» What is being asked
Copy from the first line below down to and including the line with "h-screen overflow-hidden bg-linear-to-b". Skip the pictures.

[begin Given material]

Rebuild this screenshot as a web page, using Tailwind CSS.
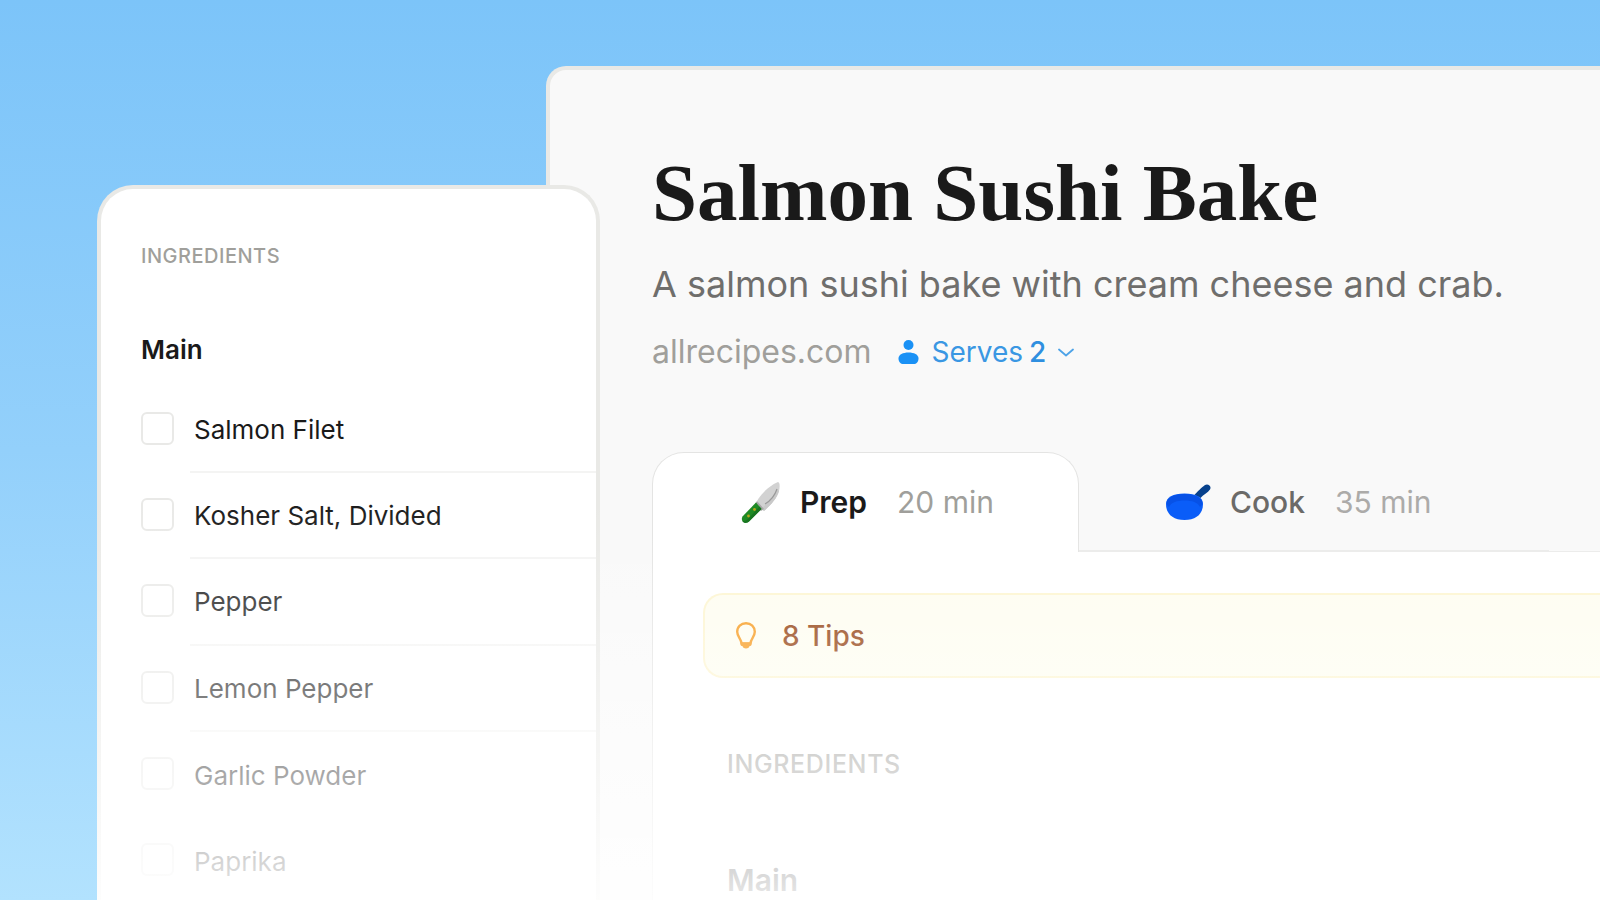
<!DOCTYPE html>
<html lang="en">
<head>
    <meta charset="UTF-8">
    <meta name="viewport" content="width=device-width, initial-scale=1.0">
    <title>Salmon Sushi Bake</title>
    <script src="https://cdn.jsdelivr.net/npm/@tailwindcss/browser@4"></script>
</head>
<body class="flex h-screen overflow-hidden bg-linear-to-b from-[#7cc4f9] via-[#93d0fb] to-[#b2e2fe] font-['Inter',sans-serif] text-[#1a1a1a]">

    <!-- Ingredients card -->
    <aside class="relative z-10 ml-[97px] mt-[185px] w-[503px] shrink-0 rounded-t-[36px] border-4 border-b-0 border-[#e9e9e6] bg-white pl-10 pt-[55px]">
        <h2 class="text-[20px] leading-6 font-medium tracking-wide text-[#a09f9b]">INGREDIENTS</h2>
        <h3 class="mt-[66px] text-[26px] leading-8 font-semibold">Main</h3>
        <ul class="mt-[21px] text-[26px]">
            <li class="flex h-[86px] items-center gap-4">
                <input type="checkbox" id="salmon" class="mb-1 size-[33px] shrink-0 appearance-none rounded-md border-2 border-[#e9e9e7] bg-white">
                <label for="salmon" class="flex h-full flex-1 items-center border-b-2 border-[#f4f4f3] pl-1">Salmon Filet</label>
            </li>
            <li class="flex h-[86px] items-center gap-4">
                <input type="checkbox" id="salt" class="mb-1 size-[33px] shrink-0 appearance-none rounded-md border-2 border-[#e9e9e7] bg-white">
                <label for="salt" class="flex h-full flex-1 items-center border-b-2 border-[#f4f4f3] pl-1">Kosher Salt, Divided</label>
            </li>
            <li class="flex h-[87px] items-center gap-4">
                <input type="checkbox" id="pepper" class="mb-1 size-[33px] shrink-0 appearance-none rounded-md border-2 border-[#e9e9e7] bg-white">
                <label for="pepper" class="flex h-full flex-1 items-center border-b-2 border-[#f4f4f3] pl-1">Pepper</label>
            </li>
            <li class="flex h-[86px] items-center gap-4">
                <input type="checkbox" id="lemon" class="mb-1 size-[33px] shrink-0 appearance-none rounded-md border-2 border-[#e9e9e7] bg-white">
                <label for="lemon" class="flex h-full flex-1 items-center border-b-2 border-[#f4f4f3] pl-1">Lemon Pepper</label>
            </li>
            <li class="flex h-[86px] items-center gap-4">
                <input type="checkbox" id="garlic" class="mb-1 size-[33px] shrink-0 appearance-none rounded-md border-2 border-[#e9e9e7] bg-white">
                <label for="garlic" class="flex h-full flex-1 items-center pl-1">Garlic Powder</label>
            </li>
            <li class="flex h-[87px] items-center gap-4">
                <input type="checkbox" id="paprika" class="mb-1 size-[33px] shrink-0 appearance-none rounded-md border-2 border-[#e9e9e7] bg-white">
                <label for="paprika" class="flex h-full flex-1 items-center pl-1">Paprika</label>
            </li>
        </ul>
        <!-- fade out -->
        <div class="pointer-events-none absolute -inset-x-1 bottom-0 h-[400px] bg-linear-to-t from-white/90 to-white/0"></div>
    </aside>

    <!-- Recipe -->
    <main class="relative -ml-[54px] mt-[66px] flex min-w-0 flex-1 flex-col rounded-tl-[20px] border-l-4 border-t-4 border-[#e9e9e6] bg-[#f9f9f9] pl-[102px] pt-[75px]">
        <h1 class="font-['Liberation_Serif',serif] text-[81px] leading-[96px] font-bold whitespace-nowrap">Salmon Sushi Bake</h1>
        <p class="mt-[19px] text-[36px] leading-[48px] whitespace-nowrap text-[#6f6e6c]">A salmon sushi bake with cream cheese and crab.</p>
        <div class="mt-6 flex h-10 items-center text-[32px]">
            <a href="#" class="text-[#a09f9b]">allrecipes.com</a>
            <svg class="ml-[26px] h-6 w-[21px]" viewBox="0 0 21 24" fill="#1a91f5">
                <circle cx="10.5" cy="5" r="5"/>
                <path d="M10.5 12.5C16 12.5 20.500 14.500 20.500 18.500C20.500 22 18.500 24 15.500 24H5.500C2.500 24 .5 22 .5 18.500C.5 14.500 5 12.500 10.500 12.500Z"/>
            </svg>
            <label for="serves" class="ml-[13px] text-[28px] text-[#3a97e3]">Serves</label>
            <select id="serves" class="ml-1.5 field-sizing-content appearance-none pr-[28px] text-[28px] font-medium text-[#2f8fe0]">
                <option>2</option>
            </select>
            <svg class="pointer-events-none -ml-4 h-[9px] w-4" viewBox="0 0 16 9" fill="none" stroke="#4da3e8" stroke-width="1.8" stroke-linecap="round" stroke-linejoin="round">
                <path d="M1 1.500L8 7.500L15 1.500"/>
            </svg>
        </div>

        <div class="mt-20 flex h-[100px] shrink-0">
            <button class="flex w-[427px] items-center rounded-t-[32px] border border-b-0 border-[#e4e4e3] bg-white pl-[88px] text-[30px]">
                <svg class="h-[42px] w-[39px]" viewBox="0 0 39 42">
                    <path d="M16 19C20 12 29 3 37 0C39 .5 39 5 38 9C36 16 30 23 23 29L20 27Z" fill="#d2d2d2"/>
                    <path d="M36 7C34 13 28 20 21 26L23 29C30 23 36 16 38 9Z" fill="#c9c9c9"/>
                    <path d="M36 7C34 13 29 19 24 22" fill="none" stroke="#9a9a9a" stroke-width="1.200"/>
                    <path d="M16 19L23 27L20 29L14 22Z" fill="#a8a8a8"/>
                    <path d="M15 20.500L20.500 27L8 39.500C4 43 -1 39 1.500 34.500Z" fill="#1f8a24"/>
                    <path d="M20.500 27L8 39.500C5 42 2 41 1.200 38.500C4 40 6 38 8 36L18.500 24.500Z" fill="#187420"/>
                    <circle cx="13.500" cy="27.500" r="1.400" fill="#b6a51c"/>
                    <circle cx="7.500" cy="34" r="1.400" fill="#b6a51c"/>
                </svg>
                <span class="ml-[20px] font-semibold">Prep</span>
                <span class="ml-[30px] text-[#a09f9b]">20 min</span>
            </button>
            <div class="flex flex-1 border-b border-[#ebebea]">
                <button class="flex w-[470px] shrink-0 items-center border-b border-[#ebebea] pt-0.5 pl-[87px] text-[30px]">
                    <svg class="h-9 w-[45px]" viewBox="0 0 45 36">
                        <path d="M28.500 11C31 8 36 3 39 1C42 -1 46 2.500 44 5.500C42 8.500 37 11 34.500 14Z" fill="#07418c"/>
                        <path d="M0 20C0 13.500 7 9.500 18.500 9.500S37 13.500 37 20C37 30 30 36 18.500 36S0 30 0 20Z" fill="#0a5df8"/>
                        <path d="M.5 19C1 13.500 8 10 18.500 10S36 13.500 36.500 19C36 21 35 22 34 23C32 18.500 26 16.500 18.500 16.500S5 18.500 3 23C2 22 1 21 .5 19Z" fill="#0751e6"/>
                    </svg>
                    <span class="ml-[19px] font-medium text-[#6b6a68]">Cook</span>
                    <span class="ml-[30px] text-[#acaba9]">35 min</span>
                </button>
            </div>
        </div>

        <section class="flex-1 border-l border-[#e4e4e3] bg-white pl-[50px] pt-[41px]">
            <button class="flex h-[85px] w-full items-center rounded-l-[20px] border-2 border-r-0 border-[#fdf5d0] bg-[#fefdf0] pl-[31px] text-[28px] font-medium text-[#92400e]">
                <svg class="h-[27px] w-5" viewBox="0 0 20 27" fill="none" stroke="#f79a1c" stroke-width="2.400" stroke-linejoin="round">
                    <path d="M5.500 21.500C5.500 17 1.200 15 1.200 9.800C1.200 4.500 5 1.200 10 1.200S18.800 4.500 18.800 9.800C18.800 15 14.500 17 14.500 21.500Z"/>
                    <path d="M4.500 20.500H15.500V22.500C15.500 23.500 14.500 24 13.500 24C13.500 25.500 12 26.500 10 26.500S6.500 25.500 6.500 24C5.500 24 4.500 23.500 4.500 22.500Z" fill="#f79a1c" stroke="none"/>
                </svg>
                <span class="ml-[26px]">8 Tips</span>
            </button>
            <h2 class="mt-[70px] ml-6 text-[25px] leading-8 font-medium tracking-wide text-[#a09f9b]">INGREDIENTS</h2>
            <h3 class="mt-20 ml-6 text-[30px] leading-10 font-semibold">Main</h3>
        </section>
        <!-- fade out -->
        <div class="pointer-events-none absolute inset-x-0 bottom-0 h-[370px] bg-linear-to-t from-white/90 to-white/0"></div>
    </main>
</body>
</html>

[end Given material]

» Solution for this problem
Rebuild this screenshot as a web page, using Tailwind CSS.
<!DOCTYPE html>
<html lang="en">
<head>
    <meta charset="UTF-8">
    <meta name="viewport" content="width=device-width, initial-scale=1.0">
    <title>Salmon Sushi Bake</title>
    <script src="https://cdn.jsdelivr.net/npm/@tailwindcss/browser@4"></script>
</head>
<body class="flex h-screen overflow-hidden bg-linear-to-b from-[#7cc4f9] via-[#93d0fb] to-[#b2e2fe] font-['Inter',sans-serif] text-[#1a1a1a]">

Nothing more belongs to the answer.